National Security

Paul to take blame if Patriot Act fight goes over cliff

Greg Nash

Virtually all sides are ready to blame Sen. Rand Paul (R-Ky.) if the Senate doesn’t renew provisions of the Patriot Act before they expire at midnight.

{mosads}Paul’s Saturday pledge to “force the expiration” of the laws practically ensured that they would lapse this weekend, despite a rare Sunday evening session to try and make one last stab at saving them.

Some civil libertarians and Paul’s army of backers would surely cherish his decision to stand strong.

But Paul’s opponents in the race for the White House as well GOP leaders and the Obama administration seem equally ready to lay the blame at his feet, and accuse him of putting his political motivations above the best interests of the nation.

“Unfortunately, I think that there’s been a little bit too much political grandstanding and crusading for ideological causes that have rally skewed the debate,” CIA Director John Brennan said on CBS’s “Face the Nation” on Sunday morning. “These tools are important to American lives.”

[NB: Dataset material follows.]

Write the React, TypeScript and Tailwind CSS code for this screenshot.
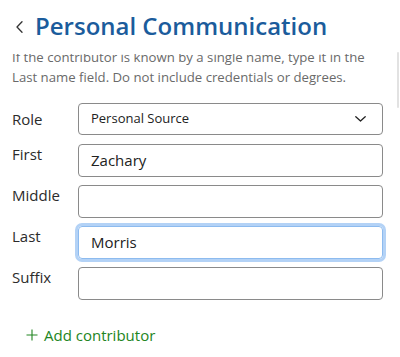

President Obama made similar remarks in his weekly address, accusing some lawmakers of “trying to use this debate to score political points.”

Former New York Gov. George Pataki (R) on Sunday piled on, accusing Paul of “simply putting Americans at risk for political reasons.”

“I think he’s wrong,” he added on CNN’s “State of the Union.”

The remarks from Pataki — who announced his bid for president last week but has yet to gain major traction — signals the political goldmine that Paul’s opponents sense in his fight.

Likely GOP White House candidates have been quick to attack Paul for recent comments he made about the Islamic State in Iraq and Syria (ISIS), and would surely have a field day if he forces the Patriot Act provisions to expire.

Senate Majority Leader Mitch McConnell (R-Ky.) has been Paul’s prime opponent in the fight. While McConnell has so far declined to take direct shots at his fellow Kentuckian — whom he practically appeared to endorse for president — that could change if Paul’s tactics end up killing parts of the law.

Procedurally, Paul appears certainly able to send the Senate beyond its midnight deadline, thereby killing the three controversial measures — at least temporarily.

The USA Freedom Act — which would renew the measures but end the National Security Agency’s (NSA) bulk collection of Americans’ phone “metadata” — failed last week by three votes, leading to the Sunday session.

Paul has said he would not object to moving that bill along swiftly so long as he received permission to bring up two amendments for a simple majority vote. It’s unclear whether he will get that.

Sen. Patrick Leahy (D-Vt.) — one of the authors of the USA Freedom Act — appears willing to support the chance for amendments, though he noted that time is running out.

“We would like to have a debate on our bill and consider amendments,” he said in excerpts of his Sunday floor speech shared with The Hill. “Because opponents of reform have run out the clock and jam the Senate, we are not left with much time. But the Senate could consider a limited number of amendments now.”

However, adding any amendments to the bill would necessarily mean that it wouldn’t reach the president’s desk until next week, since the House won’t be back in session until Monday evening. As a result, the laws would still lapse at midnight.

If Paul did object to moving forward with the NSA reform bill, that could force consideration back to Tuesday, given Senate rules.

The fight over timing appears to be the main concern now, after backers of the USA Freedom Act appeared confident that they had managed to cobble together the 60 votes necessary to move forward.

“I do believe we have the votes,” Sen. Mike Lee (Utah) — the main Republican backer of the reform bill — said on CNN’s “State of the Union.”

“At this point, I think is not about whether we get this passed but when,” he added. “It’ll happen either tonight or it’ll happen on Wednesday, or somewhere within that 72-hour window.”

But by then, the Patriot Act provisions would have lapsed.

While the expiration of the laws for just a few hours might have only a minor effect on national security, it could make it politically more difficult to get a new bill done. At that point, lawmakers would have to enact broad new powers for the government, which could be a more treacherous vote.

House Majority Leader Kevin McCarthy (R-Calif.) has already warned lawmakers that they might need to take “further action” on the issue this week, in case the Senate fails.

But it’s unclear exactly how they would proceed, given the new political reality.

“I would be surprised if the House rushes to reinstate it,” said Harley Geiger, advocacy director at the Center for Democracy and Technology, last week.

“At that point, a vote to restore those same authorities is not an extension — it is an expansion of surveillance law,” he added. “And that will give some House members pause, because it is a different vote to expand surveillance law rather than to extend existing law.”